The child was removed from the area in January by the CC&PA and a source had confirmed that the agency had received similar reports and that the police were involved. The child told the police that she would give the money paid to her by various men to her mother and it is believed that based on this information the police will charge the mother with TIP. Officials at the agency said that they are now focusing on helping the child, who escaped from the institution where she had been placed but was caught in a bus destined for Mahdia.

Questioned as to why the child would tell officials that she gave her the money she received from men, the woman said, “Me daughter does lie and she tell me cousin that if she going down mommy gaffa go down to.”

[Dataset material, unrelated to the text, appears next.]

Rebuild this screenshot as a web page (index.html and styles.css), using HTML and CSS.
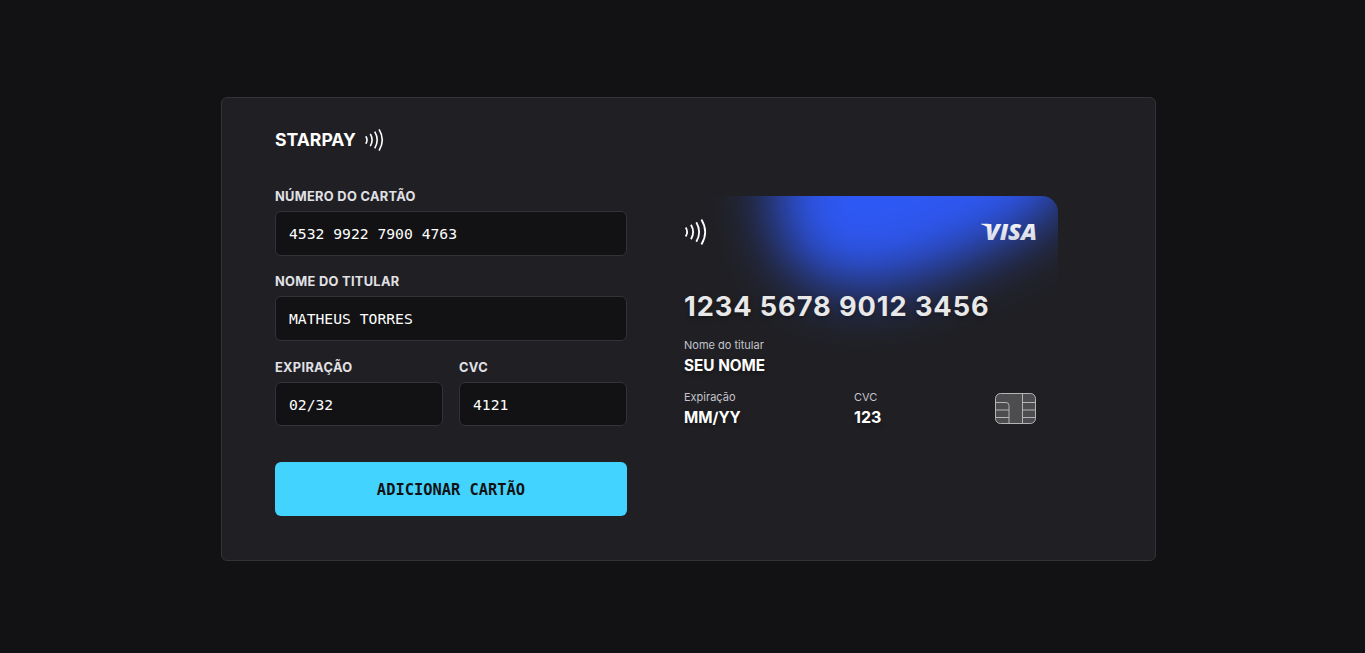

While the mother denied prostituting the child she did not deny that the child had not attended school for a while. For her part, the mother cries that she is a security guard and hardly makes enough to support her six children even with the help from the father of her two youngest. She had said she has tried “everything” to help her daughter; she wants the best for her only daughter.

At present, her five other children are with relatives with whom they were placed by the CC&PA after their mother was briefly detained by the police.